The Story
Why it exists.
The beginning
Close Intention arrived in 2024 from Eudora, the Brazilian fragrance brand that treats scent as self-expression rather than status. The name says everything. This is the scent of approach, the charged pause before someone closes the distance. Black pepper and cardamom provide the tension, mint and lemon the electric opening. The warm heart and praline-suede drydown deliver the payoff. It's about the anticipation as much as the arrival.

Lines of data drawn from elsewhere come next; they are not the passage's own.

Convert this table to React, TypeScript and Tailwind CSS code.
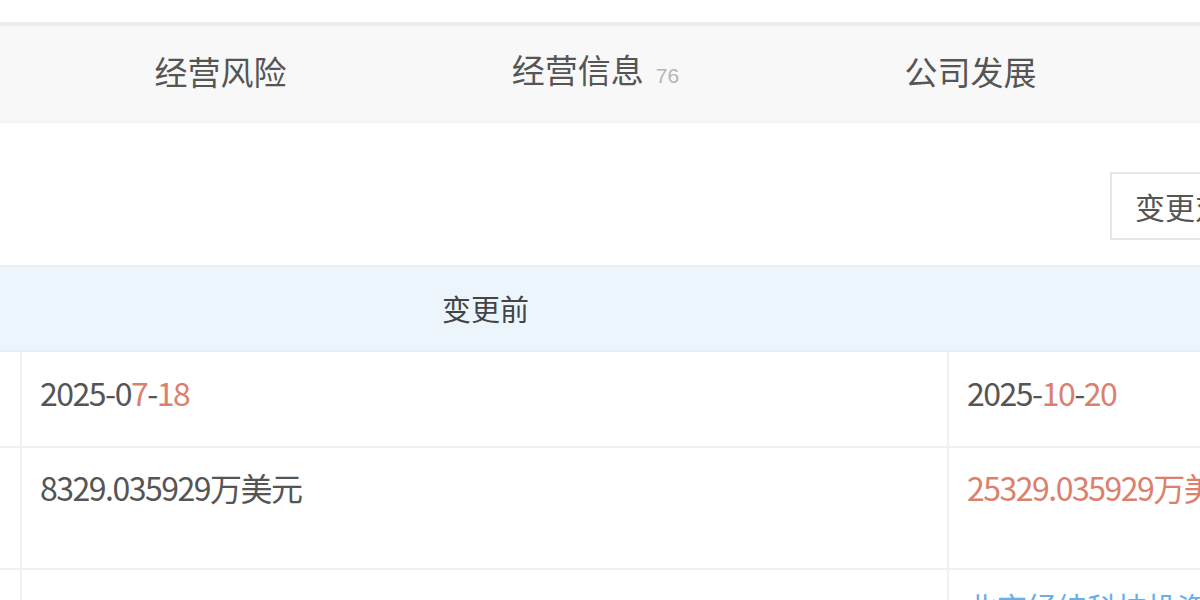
import React from 'react';

const FONT = "font-['Liberation_Sans_Narrow','Arial_Narrow','Noto_Sans_CJK_SC',sans-serif]";

const TABS = [
  { label: '经营风险' },
  { label: '经营信息', count: '76' },
  { label: '公司发展' },
];

const Red: React.FC<{ children: React.ReactNode }> = ({ children }) => (
  <span className="text-[#dc806e]">{children}</span>
);

const App: React.FC = () => {
  return (
    <div className={`w-[1200px] h-[600px] overflow-hidden bg-white text-[#555] ${FONT}`}>
      <div className="h-[22px]" />

      {/* tab bar */}
      <div className="h-[4px] bg-[#ececec]" />
      <div className="h-[97px] bg-[#f8f8f8] border-b-2 border-[#f3f3f3] flex items-center pl-[33px] pb-[6px]">
        {TABS.map((t) => (
          <div key={t.label} className="w-[375px] shrink-0 flex items-baseline justify-center">
            <span className="text-[33px] leading-[40px] text-[#555]">{t.label}</span>
            {t.count && (
              <span className="ml-[12px] text-[21px] text-[#b5b5b5] font-['Liberation_Sans',sans-serif]">{t.count}</span>
            )}
          </div>
        ))}
      </div>

      {/* toolbar */}
      <div className="h-[142px] flex items-start justify-end pt-[49px]">
        <button className="w-[170px] h-[68px] mr-[-80px] border-2 border-[#e6e6e6] bg-white text-[30px] text-[#555] text-left pl-[23px] whitespace-nowrap">
          变更对比
        </button>
      </div>

      {/* compare table */}
      <div className="grid grid-cols-[22px_927px_927px] w-[1876px]">
        <div className="h-[87px] col-span-3 bg-[#edf5fc] border-t-2 border-b-2 border-[#e7eef5] grid grid-cols-[22px_927px_927px] items-center">
          <div />
          <div className="text-center text-[29px] text-[#444]">变更前</div>
          <div className="text-center text-[29px] text-[#444]">变更后</div>
        </div>

        <div className="h-[96px] border-r-2 border-b-2 border-[#eef0f2]" />
        <div className="h-[96px] border-r-2 border-b-2 border-[#eef0f2] pl-[18px] pt-[20px] text-[32px] leading-[40px] tracking-[-1.5px]">
          2025-0<Red>7</Red>-<Red>18</Red>
        </div>
        <div className="h-[96px] border-b-2 border-[#eef0f2] pl-[18px] pt-[20px] text-[32px] leading-[40px] tracking-[-1.5px]">
          2025-<Red>10</Red>-<Red>20</Red>
        </div>

        <div className="h-[122px] border-r-2 border-b-2 border-[#eef0f2]" />
        <div className="h-[122px] border-r-2 border-b-2 border-[#eef0f2] pl-[18px] pt-[19px] text-[32px] leading-[40px] tracking-[-1.5px]">
          8329.035929万美元
        </div>
        <div className="h-[122px] border-b-2 border-[#eef0f2] pl-[18px] pt-[19px] text-[32px] leading-[40px] tracking-[-1.5px]">
          <Red>25329.035929万美元</Red>
        </div>

        <div className="h-[80px] border-r-2 border-[#eef0f2]" />
        <div className="h-[80px] border-r-2 border-[#eef0f2]" />
        <div className="h-[80px] pl-[18px] pt-[16px] text-[30px] leading-[40px] text-[#6aaee6]">
          北京经纬科技投资管理有限公司
        </div>
      </div>
    </div>
  );
};

export default App;
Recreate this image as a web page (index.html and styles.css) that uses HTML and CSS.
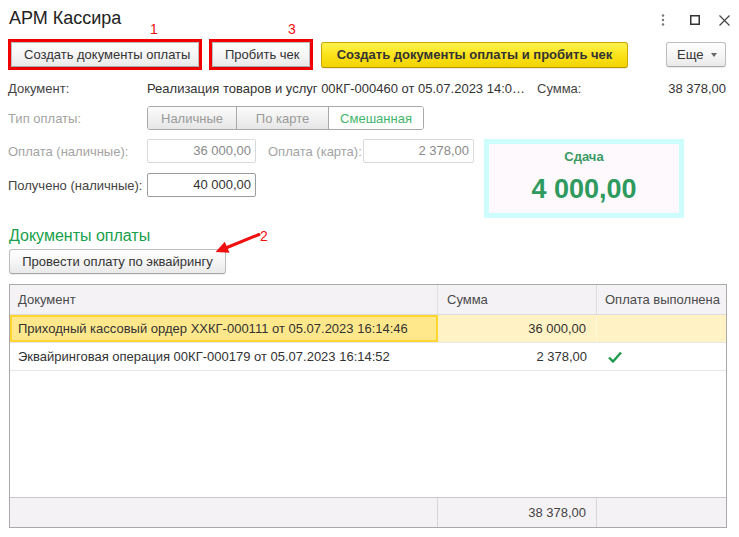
FILE: index.html
```html
<!DOCTYPE html>
<html lang="ru">
<head>
<meta charset="utf-8">
<title>АРМ Кассира</title>
<link rel="stylesheet" href="styles.css">
</head>
<body>
<div class="app">
  <header class="titlebar">
    <h1 class="title">АРМ Кассира</h1>
    <div class="win-ctrls">
      <svg class="ic-dots" width="4" height="12" viewBox="0 0 4 12"><circle cx="2" cy="1.5" r="1.2" fill="#777"/><circle cx="2" cy="6" r="1.2" fill="#777"/><circle cx="2" cy="10.5" r="1.2" fill="#777"/></svg>
      <svg class="ic-max" width="10" height="10" viewBox="0 0 10 10"><rect x="0.75" y="0.75" width="8.5" height="8.5" fill="none" stroke="#333" stroke-width="1.5"/></svg>
      <svg class="ic-close" width="11" height="11" viewBox="0 0 11 11"><path d="M0.5 0.5 L10.5 10.5 M10.5 0.5 L0.5 10.5" stroke="#444" stroke-width="1.2"/></svg>
    </div>
  </header>

  <div class="toolbar">
    <div class="mark mark-1"><button class="btn">Создать документы оплаты</button></div>
    <div class="mark mark-2"><button class="btn">Пробить чек</button></div>
    <button class="btn btn-yellow">Создать документы оплаты и пробить чек</button>
    <button class="btn btn-more">Еще <span class="caret"></span></button>
  </div>

  <div class="doc-row">
    <span class="lbl">Документ:</span>
    <span class="doc-value">Реализация товаров и услуг 00КГ-000460 от 05.07.2023 14:0…</span>
    <span class="sum-lbl">Сумма:</span>
    <span class="sum-val">38 378,00</span>
  </div>

  <div class="type-row">
    <span class="lbl lbl-dis">Тип оплаты:</span>
    <div class="seg">
      <span class="seg-item seg-1">Наличные</span>
      <span class="seg-item seg-2">По карте</span>
      <span class="seg-item seg-3 seg-on">Смешанная</span>
    </div>
  </div>

  <div class="pay-area">
    <div class="pay-left">
      <div class="pay-row">
        <span class="lbl lbl-dis">Оплата (наличные):</span>
        <span class="field field-dis f-cash">36 000,00</span>
        <span class="lbl2 lbl-dis">Оплата (карта):</span>
        <span class="field field-dis f-card">2 378,00</span>
      </div>
      <div class="pay-row">
        <span class="lbl">Получено (наличные):</span>
        <span class="field f-cash">40 000,00</span>
      </div>
    </div>
    <div class="change-box">
      <div class="change-lbl">Сдача</div>
      <div class="change-val">4 000,00</div>
    </div>
  </div>

  <h2 class="section">Документы оплаты</h2>
  <button class="btn btn-acq">Провести оплату по эквайрингу</button>

  <div class="grid">
    <div class="g-head">
      <div class="cell">Документ</div>
      <div class="cell">Сумма</div>
      <div class="cell">Оплата выполнена</div>
    </div>
    <div class="g-body">
      <div class="g-row g-row-sel">
        <div class="cell cell-sel">Приходный кассовый ордер ХХКГ-000111 от 05.07.2023 16:14:46</div>
        <div class="cell num">36 000,00</div>
        <div class="cell"></div>
      </div>
      <div class="g-row">
        <div class="cell">Эквайринговая операция 00КГ-000179 от 05.07.2023 16:14:52</div>
        <div class="cell num">2 378,00</div>
        <div class="cell chk"><svg width="14" height="12" viewBox="0 0 14 12"><path d="M1 6.5 L5 10.5 L13 1.5" fill="none" stroke="#1f9a4c" stroke-width="2.4"/></svg></div>
      </div>
    </div>
    <div class="g-foot">
      <div class="cell"></div>
      <div class="cell num">38 378,00</div>
      <div class="cell"></div>
    </div>
  </div>

  <span class="anno anno-1">1</span>
  <span class="anno anno-3">3</span>
  <span class="anno anno-2">2</span>
  <svg class="anno-arrow" width="60" height="35" viewBox="0 0 60 35"><path d="M54 9.5 L22 22.5" stroke="#f01010" stroke-width="3" stroke-linecap="round"/><path d="M10.5 27 L24.5 27.8 L19.8 16.8 Z" fill="#f01010"/></svg>
</div>
</body>
</html>
```

FILE: styles.css
```css
* { box-sizing: border-box; }
body {
  margin: 0;
  font: 13px "Liberation Sans", Arial, sans-serif;
  color: #333;
  background: #fff;
}
.app {
  position: relative;
  padding: 0 13px 0 8px;
  height: 537px;
}
.titlebar {
  height: 39px;
  display: flex;
  justify-content: space-between;
  align-items: flex-start;
}
.title {
  margin: 8px 0 0 1px;
  font-size: 18px;
  line-height: 21px;
  font-weight: normal;
  color: #222;
}
.win-ctrls {
  display: flex;
  align-items: center;
  margin-top: 14px;
  margin-right: -4px;
}
.ic-dots { margin-right: 25px; }
.ic-max { margin-right: 19px; }

.toolbar {
  display: flex;
  align-items: center;
  height: 31px;
}
.mark {
  border: 3px solid #f20000;
  display: flex;
}
.mark-2 { margin-left: 7px; }
.btn {
  font: 13px "Liberation Sans", Arial, sans-serif;
  color: #333;
  height: 25px;
  padding: 0 12px;
  border: 1px solid #bdbdbd;
  border-bottom-color: #a8a8a8;
  border-radius: 3px;
  background: linear-gradient(#ffffff, #f6f6f6 50%, #e9e9e9);
  box-shadow: 0 1px 1px rgba(0,0,0,0.08);
  white-space: nowrap;
}
.mark .btn { border-radius: 1px; }
.mark-1 .btn { width: 188px; }
.mark-2 .btn { width: 98px; }
.btn-yellow {
  margin-left: 8px;
  width: 307px;
  height: 26px;
  font-weight: bold;
  color: #333;
  background: linear-gradient(#fff34d, #fbe21a 50%, #f2d300);
  border-color: #c9a800;
  border-bottom-color: #b39600;
}
.btn-more {
  margin-left: auto;
  width: 60px;
  padding: 0 8px 0 10px;
  display: flex;
  align-items: center;
  justify-content: space-between;
}
.caret {
  width: 0; height: 0;
  border-left: 3.5px solid transparent;
  border-right: 3.5px solid transparent;
  border-top: 4px solid #666;
}

.doc-row {
  display: flex;
  margin-top: 10px;
  height: 18px;
  line-height: 18px;
}
.lbl { width: 139px; flex: none; color: #444; }
.lbl-dis { color: #a4a4a4; }
.doc-value {
  width: 390px;
  flex: none;
  white-space: nowrap;
  color: #333;
}
.sum-lbl { color: #444; }
.sum-val { flex: 1; text-align: right; }

.type-row {
  display: flex;
  align-items: center;
  margin-top: 8px;
}
.seg {
  display: flex;
  height: 24px;
  border: 1px solid #a9a9a9;
  border-radius: 3px;
  overflow: hidden;
}
.seg-item {
  display: flex;
  align-items: center;
  justify-content: center;
  color: #9a9a9a;
  background: linear-gradient(#fbfbfb, #f1f1f1 50%, #e6e6e6);
  border-right: 1px solid #a9a9a9;
}
.seg-1 { width: 89px; }
.seg-2 { width: 92px; }
.seg-3 { width: 94px; border-right: 0; }
.seg-on { background: #fff; color: #3fb56c; }

.pay-area {
  display: flex;
  align-items: flex-start;
  margin-top: 9px;
}
.pay-left {
  display: flex;
  flex-direction: column;
  gap: 10px;
}
.pay-row {
  display: flex;
  align-items: center;
  height: 24px;
}
.field {
  height: 24px;
  line-height: 22px;
  padding-right: 4px;
  text-align: right;
  border: 1px solid #9c9c9c;
  border-radius: 2px;
  color: #333;
}
.field-dis { border-color: #d9d9d9; color: #8a8a8a; }
.f-cash { width: 109px; }
.f-card { width: 111px; }
.lbl2 { width: 95px; margin-left: 12px; }

.change-box {
  margin-left: 10px;
  width: 200px;
  height: 79px;
  border: 5px solid #cdfdfd;
  background: #fdf9fd;
  text-align: center;
  padding-top: 5px;
}
.change-lbl {
  font-weight: bold;
  font-size: 13px;
  line-height: 16px;
  color: #3a9a62;
}
.change-val {
  margin-top: 9px;
  font-weight: bold;
  font-size: 27px;
  line-height: 31px;
  color: #2e9a5d;
}

.section {
  margin: 8px 0 0 1px;
  font-size: 16px;
  line-height: 19px;
  font-weight: normal;
  color: #17a04a;
}
.btn-acq {
  display: block;
  margin: 4px 0 0 1px;
  width: 217px;
}

.grid {
  margin: 10px 0 0 1px;
  width: 718px;
  height: 244px;
  border: 1px solid #a9a9a9;
  display: flex;
  flex-direction: column;
}
.g-head, .g-row, .g-foot {
  display: grid;
  grid-template-columns: 428px 159px 1fr;
}
.g-head {
  height: 30px;
  background: #f5f2f6;
  border-bottom: 1px solid #dcdcdc;
  color: #4a4a4a;
}
.g-head .cell { border-right: 1px solid #dedede; padding-left: 8px; }
.g-head .cell:last-child { border-right: 0; }
.cell {
  display: flex;
  align-items: center;
  padding-left: 8px;
  white-space: nowrap;
  overflow: hidden;
}
.g-head .cell:nth-child(2) { padding-left: 9px; }
.g-body { flex: 1; }
.g-row {
  height: 28px;
  border-bottom: 1px solid #e6e6e6;
}
.g-row-sel { background: #fff2c4; }
.g-row-sel .cell:nth-child(2) { border-right: 1px solid #fff8e0; }
.cell-sel {
  background: #ffe88c;
  border: 2px solid #ffd530;
  padding-left: 6px;
}
.num { justify-content: flex-end; padding-right: 10px; }
.chk { padding-left: 11px; }
.g-foot {
  height: 30px;
  background: #f5f2f6;
  border-top: 1px solid #c9c9c9;
}
.g-foot .cell { border-right: 1px solid #d6d6d6; color: #444; }
.g-foot .cell:last-child { border-right: 0; }

.anno {
  position: absolute;
  color: #f01010;
  font-size: 14px;
  line-height: 16px;
}
.anno-1 { left: 150px; top: 21px; }
.anno-3 { left: 288px; top: 21px; }
.anno-2 { left: 260px; top: 228px; }
.anno-arrow { position: absolute; left: 205px; top: 225px; }
```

What makes this composition work is the handoff. That initial burst of mint and black pepper doesn't fade gracefully, it gets ambushed by warmth. The praline arrives earlier than expected, threading sweetness through the spices before suede and sandalwood settle in. It's an oriental fougere that doesn't wait for the drydown to tell you where it's going. The composition builds its climax into the heart, leaving the base as a quiet resolution rather than a dramatic reveal. Cedar provides the bridge between the aromatic heart and the gourmand base, woody, but never heavy enough to overpower the praline's sweetness.
The evolution
The first five minutes are a conversation starter. Black pepper sparks against cool mint, lemon lifting everything into brightness. It's sharp, immediate, demands attention. By minute ten, the spices begin their slow integration with the lavender and geranium heart, the sharpness softens without disappearing entirely. The pear and apple notes add a subtle crispness that keeps the middle from becoming too heavy. Around the thirty-minute mark, praline makes its entrance. This is where Close Intention pivots from fragrance to memory, the sweetness isn't loud, it's the warmth of a room that suddenly feels smaller. Sandalwood and suede anchor the next two hours, with cashmeran and musk adding skin-like intimacy. What remains by hour six is a whisper of praline and suede. On fabric? It lingers for days.
Cultural impact
Close Intention sits in a growing corner of the market, fragrances built for closeness rather than presence. In Brazil, where bold sillage has long been the default, this is quietly subversive. It's the kind of scent you wear for yourself and anyone who gets close enough to notice. The 2024 launch finds an audience increasingly interested in intimate fragrance experiences over theatrical ones.